Matt Patchan

No. 78
- Position: Offensive tackle

Personal information
- Born: April 2, 1990 (age 36) Tampa, Florida, U.S.
- Listed height: 6 ft 7 in (2.01 m)
- Listed weight: 300 lb (136 kg)

Career information
- High school: Armwood (Seffner, Florida)
- College: Boston College
- NFL draft: 2014: undrafted

Career history
- Tampa Bay Buccaneers (2014–2015)*;
- * Offseason or practice squad member only
- Stats at Pro Football Reference

= Matt Patchan =

American football player (born 1990)

Matt Patchan (born April 2, 1990) is an American former football offensive lineman. Patchan played college football at Boston College.

==College career==
Played senior season (2013) at Boston College and started all 13 games at left tackle. Was named second-team All-ACC as a left tackle after senior year (2013). Earned ACC Offensive Lineman of the Week honors after helping running back Andre Williams rush for 263 yards and two touchdowns against Maryland (11/23/13). Part of an offensive line that helped the team rush for at least 100 yards in 11 games, 200 yards in six games, 300 yards in three games and 400 yards in one game. Helped Andre Williams become the 16th running back in FBS history to rush for 2,000 yards in a single season.
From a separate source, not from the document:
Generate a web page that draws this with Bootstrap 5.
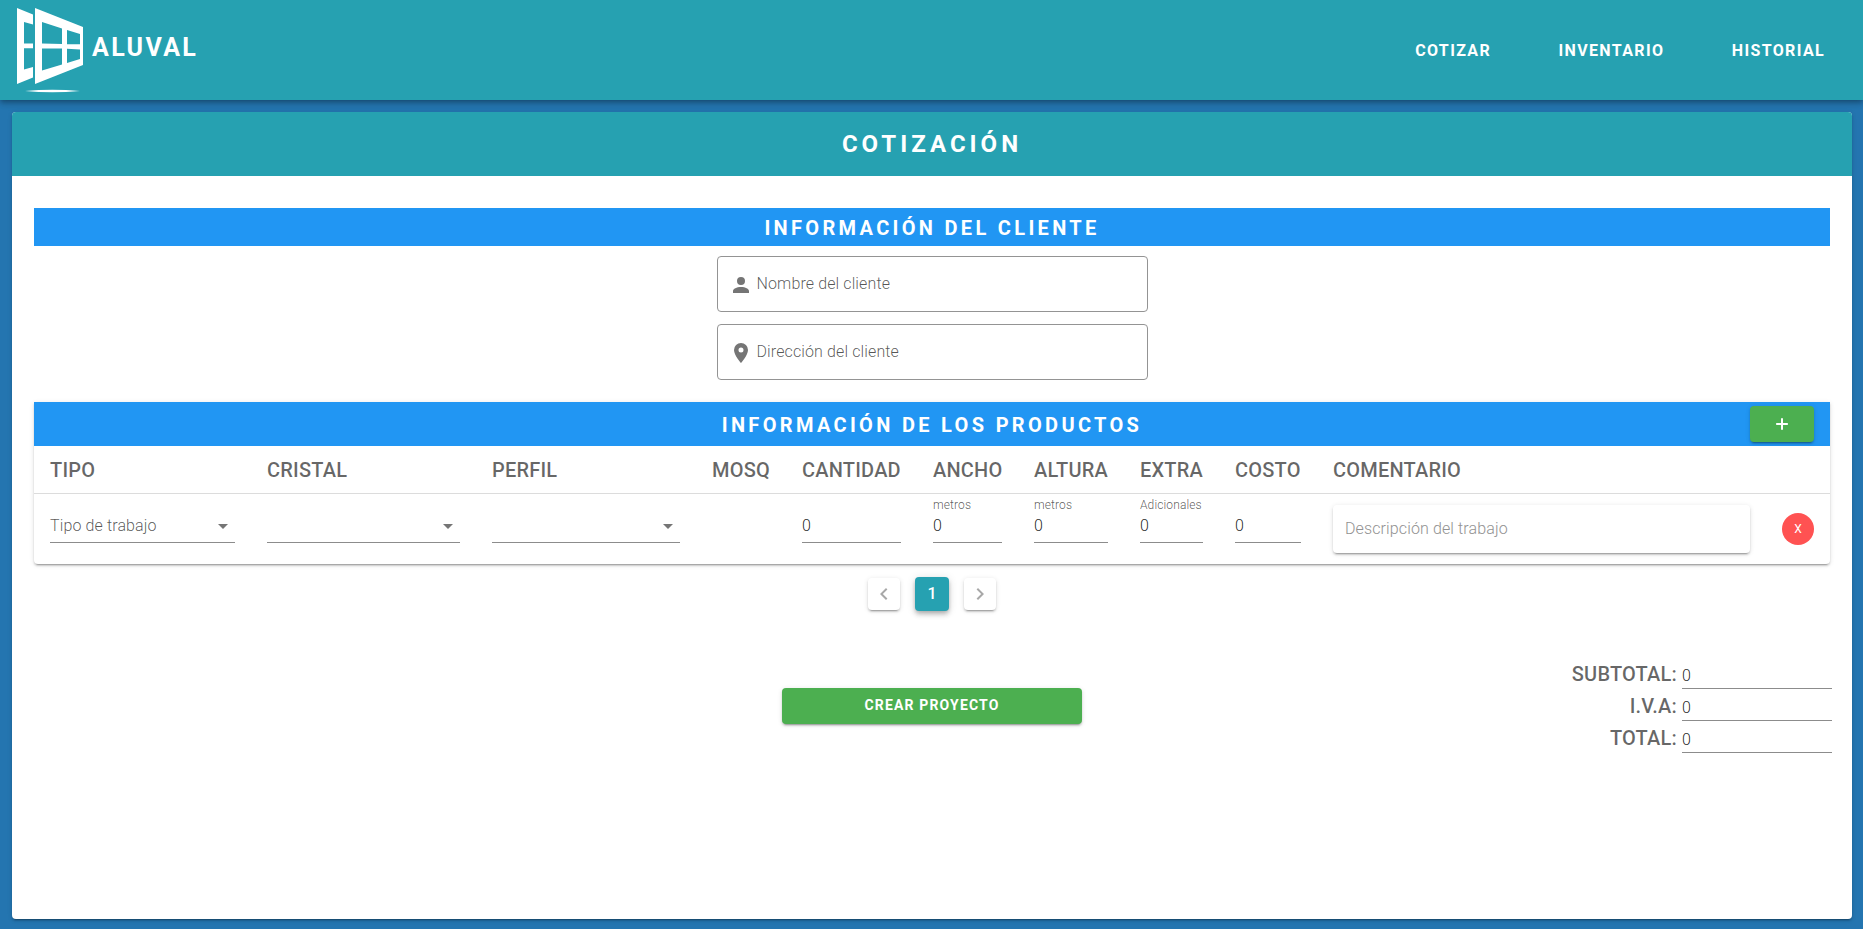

Prior to playing at Boston College, Patchan attended Florida where he appeared in 27 games with eight starts (2008-2011), playing on both the defensive line and offensive line. Started 7-of-12 games at right tackle in 2011. Missed 2010 season due to injury. Played in first four games of sophomore (2009) season before an injury sidelined him for the rest of the year. Played in 11 games and recorded seven tackles and 1.5 sacks as a freshman (2008).

==Professional career==
Patchan signed with the team on May 12, 2014 as an undrafted free agent after a good showing in the rookie free agent mini camp held by the Buccaneers. He was eventually cut during final roster cuts but during the regular season he was resigned to the team's practice squad where he would remain.

One week after the conclusion to the 2014 regular season Patchan as well as 6 other players on practice squads were resigned to 2015 contracts for the summer's training camp.